Code that builds pages
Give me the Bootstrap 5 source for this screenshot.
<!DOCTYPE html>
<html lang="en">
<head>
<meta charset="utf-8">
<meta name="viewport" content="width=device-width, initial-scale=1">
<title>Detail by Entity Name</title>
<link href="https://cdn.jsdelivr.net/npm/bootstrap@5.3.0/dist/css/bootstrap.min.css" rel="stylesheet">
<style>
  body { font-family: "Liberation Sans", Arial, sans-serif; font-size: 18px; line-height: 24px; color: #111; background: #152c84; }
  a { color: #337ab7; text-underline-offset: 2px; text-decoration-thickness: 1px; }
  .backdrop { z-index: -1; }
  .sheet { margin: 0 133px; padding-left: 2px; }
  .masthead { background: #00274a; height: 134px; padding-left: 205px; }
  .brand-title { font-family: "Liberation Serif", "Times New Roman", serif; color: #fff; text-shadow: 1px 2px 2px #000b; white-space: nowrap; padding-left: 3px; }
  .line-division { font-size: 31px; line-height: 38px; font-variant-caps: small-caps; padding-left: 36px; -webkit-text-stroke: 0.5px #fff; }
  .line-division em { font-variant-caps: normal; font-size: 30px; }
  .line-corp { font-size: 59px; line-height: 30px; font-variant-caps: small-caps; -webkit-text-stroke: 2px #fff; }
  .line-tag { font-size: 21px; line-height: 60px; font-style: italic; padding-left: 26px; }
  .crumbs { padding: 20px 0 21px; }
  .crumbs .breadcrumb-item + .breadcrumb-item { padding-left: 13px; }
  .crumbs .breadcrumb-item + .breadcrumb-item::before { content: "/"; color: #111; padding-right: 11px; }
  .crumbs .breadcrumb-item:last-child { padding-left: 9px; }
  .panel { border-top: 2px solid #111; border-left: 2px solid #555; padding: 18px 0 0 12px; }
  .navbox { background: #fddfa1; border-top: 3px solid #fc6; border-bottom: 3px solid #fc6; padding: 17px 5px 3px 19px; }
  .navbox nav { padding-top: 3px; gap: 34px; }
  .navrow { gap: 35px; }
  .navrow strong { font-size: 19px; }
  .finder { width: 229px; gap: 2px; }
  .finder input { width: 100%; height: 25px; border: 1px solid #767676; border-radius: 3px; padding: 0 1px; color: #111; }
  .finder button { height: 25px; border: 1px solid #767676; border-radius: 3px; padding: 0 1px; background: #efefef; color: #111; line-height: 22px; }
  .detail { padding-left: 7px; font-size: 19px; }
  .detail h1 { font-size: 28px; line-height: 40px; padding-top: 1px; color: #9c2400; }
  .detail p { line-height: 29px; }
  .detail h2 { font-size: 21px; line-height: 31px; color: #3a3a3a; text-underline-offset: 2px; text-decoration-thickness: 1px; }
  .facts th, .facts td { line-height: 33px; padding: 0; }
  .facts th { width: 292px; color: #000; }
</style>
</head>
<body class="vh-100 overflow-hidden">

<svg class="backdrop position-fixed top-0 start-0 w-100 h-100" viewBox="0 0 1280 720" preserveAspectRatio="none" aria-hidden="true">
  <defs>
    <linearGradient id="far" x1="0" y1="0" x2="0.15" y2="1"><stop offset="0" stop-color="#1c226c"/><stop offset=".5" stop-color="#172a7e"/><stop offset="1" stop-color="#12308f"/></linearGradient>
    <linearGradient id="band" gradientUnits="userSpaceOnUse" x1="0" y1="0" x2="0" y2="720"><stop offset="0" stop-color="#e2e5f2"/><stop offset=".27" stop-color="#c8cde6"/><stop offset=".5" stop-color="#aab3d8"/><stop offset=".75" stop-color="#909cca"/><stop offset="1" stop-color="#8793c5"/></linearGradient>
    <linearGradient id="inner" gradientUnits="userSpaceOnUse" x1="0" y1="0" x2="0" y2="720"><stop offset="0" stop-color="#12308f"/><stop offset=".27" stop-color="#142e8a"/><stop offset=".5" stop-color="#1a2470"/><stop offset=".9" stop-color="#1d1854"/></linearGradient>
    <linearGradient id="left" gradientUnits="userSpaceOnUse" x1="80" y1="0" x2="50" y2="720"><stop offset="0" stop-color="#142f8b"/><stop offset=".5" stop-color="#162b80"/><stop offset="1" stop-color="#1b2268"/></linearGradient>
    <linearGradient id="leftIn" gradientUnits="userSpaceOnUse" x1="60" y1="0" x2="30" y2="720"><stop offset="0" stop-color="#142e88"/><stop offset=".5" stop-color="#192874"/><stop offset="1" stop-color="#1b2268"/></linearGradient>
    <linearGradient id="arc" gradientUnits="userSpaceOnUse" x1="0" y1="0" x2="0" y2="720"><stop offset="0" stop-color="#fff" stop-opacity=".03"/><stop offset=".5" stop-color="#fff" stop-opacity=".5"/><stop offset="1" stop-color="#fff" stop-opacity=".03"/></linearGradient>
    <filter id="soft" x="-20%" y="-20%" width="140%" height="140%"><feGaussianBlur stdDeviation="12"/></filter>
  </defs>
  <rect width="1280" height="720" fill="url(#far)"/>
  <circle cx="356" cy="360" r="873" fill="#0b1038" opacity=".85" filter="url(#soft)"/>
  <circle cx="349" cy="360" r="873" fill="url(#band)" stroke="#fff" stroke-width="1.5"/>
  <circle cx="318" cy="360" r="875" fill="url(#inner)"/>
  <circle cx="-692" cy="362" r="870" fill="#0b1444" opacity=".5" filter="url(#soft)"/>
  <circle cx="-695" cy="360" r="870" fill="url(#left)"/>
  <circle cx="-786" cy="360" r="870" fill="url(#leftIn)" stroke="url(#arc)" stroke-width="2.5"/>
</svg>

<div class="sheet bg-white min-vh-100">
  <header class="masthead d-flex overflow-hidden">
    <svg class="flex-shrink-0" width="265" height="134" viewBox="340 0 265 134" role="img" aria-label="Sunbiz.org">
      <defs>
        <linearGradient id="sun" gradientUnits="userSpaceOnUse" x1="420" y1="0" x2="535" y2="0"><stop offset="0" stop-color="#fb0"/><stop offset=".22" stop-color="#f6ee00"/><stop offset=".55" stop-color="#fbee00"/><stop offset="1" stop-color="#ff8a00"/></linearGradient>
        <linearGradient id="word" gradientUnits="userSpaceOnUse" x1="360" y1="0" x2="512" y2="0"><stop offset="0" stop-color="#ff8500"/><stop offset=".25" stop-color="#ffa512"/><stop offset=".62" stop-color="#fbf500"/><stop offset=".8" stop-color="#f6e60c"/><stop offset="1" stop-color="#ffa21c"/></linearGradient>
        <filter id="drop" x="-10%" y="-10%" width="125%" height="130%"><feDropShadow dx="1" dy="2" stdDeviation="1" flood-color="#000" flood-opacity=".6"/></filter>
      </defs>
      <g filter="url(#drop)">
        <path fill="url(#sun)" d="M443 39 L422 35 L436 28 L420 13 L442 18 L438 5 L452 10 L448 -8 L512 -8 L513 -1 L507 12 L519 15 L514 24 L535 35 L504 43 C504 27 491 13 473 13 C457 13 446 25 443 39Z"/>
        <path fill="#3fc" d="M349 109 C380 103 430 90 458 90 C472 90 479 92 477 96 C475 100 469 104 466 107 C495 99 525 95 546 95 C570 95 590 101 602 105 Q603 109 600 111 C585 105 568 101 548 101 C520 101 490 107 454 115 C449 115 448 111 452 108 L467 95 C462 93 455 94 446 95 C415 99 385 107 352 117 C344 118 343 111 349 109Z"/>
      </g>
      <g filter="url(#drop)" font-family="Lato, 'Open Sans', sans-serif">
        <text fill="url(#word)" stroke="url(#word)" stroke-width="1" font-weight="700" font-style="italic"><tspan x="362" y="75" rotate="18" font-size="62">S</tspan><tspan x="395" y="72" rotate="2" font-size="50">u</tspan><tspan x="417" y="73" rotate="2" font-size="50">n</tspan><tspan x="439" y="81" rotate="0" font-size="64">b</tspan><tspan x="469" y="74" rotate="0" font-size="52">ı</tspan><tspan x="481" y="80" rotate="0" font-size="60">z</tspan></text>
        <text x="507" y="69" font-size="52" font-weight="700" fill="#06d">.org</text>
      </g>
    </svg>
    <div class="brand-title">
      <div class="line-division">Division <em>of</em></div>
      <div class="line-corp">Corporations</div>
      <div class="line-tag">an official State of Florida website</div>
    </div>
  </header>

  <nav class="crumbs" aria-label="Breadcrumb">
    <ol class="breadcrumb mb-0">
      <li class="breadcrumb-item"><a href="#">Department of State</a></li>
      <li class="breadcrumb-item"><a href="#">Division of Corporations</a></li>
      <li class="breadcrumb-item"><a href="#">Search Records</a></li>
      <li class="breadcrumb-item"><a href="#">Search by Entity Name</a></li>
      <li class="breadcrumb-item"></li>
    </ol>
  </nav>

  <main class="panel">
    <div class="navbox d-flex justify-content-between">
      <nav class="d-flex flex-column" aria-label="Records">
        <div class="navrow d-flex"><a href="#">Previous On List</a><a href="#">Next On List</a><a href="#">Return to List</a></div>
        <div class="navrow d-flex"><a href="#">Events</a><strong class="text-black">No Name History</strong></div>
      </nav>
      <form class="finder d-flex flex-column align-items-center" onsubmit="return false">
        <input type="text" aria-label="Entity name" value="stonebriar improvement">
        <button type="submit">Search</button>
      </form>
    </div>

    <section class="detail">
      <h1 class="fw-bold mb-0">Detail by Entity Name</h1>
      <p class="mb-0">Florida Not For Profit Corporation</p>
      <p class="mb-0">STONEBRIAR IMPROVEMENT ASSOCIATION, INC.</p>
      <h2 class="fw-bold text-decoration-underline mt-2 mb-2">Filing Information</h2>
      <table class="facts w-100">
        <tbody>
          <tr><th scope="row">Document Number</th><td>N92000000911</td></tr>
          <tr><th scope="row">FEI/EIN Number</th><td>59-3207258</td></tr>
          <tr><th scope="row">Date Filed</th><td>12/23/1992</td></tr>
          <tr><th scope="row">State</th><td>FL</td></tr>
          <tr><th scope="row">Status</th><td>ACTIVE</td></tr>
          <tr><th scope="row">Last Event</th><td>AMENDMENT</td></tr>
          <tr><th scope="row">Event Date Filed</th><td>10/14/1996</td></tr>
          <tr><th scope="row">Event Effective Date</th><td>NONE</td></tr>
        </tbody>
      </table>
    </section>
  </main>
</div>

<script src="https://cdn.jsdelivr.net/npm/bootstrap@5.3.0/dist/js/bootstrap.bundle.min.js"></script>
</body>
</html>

* * *

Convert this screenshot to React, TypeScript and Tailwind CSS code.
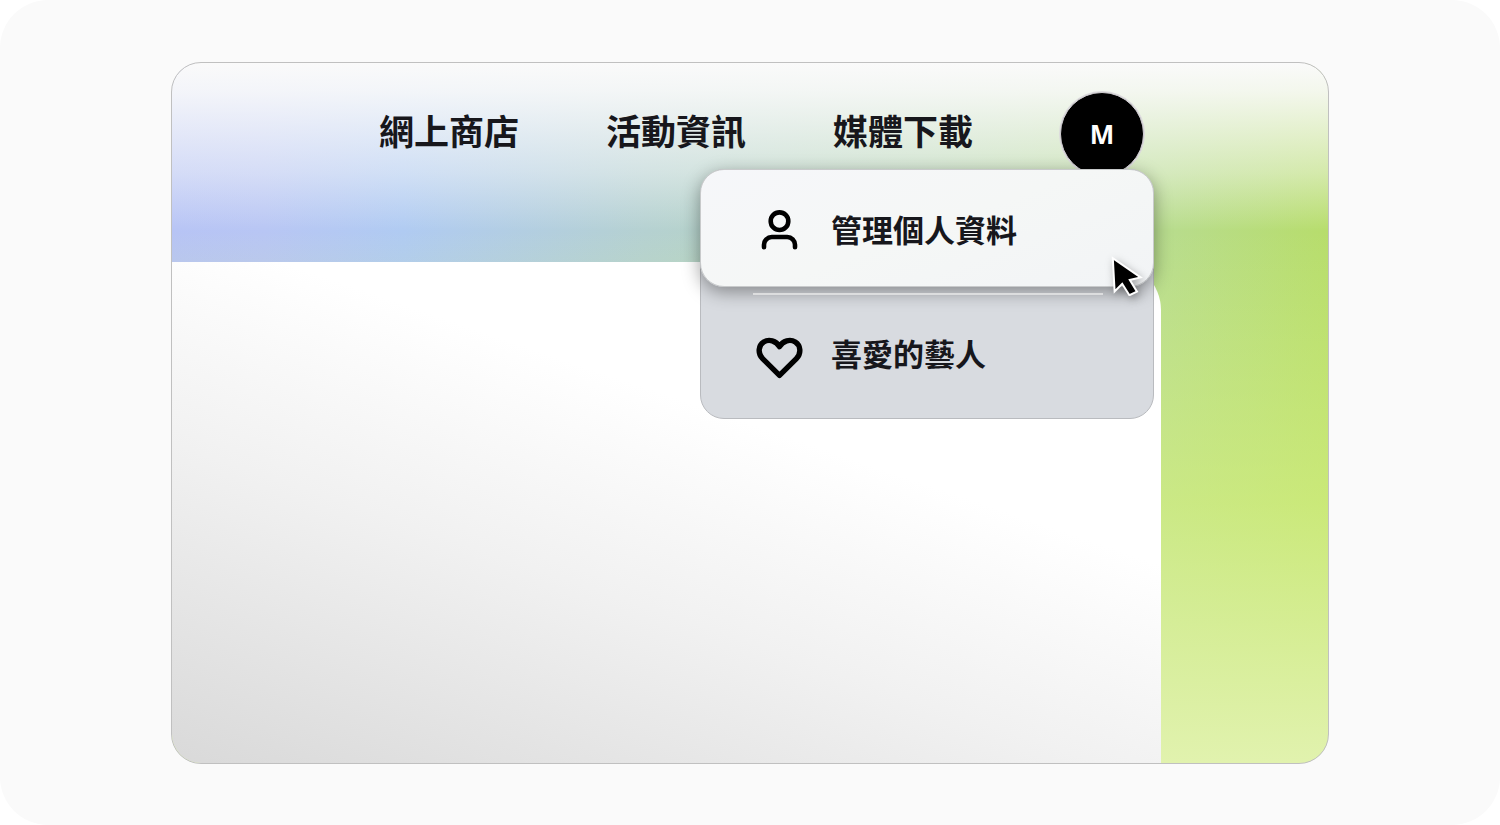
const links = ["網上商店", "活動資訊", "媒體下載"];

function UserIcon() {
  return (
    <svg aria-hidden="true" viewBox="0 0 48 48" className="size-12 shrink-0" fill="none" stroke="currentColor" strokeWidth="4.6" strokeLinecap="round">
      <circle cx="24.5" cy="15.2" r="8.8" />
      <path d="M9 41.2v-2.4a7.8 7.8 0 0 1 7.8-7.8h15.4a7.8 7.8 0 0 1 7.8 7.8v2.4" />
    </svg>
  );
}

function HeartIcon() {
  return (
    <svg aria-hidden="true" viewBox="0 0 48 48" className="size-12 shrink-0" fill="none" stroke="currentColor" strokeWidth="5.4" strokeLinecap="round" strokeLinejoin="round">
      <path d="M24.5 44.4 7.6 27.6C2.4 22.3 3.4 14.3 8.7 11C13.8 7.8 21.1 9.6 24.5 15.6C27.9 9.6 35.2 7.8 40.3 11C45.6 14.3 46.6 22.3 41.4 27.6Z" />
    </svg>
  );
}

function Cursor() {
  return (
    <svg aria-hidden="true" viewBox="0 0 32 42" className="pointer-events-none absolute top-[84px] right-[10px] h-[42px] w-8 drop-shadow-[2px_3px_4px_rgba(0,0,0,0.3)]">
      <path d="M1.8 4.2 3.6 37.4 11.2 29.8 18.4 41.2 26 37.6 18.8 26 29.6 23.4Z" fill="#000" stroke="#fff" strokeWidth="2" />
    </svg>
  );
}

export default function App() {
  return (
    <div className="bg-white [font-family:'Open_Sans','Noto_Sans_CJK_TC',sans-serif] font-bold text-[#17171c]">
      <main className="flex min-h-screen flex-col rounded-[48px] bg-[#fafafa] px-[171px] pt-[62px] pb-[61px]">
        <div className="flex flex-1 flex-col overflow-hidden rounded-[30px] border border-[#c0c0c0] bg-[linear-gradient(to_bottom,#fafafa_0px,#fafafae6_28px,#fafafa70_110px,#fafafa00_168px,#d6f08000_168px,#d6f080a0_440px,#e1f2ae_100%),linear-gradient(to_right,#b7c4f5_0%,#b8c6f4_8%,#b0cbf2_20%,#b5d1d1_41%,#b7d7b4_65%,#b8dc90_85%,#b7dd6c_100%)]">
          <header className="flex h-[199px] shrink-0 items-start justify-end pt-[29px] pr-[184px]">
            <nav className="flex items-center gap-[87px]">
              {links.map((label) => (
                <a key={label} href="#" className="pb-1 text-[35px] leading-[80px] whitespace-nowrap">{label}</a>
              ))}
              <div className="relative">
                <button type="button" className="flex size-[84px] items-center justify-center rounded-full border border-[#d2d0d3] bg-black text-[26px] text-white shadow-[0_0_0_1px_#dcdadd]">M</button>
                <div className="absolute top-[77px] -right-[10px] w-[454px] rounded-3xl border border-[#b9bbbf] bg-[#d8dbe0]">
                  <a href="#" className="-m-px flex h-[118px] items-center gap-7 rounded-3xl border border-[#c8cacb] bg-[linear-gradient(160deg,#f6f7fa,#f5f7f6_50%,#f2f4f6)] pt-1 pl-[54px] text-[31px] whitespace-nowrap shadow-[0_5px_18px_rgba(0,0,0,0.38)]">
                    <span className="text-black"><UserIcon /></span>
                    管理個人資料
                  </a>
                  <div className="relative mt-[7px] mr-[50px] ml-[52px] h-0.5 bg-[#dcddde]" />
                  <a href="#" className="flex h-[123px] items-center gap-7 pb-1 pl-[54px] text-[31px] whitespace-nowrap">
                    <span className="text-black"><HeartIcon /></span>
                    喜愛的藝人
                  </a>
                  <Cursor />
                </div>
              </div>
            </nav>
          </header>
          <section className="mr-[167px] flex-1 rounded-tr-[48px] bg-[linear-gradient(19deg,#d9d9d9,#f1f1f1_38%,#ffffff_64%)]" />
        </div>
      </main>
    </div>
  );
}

> Exercise goal
Give only the number of lines in the entries that contain "screenshot".

> Complete response
2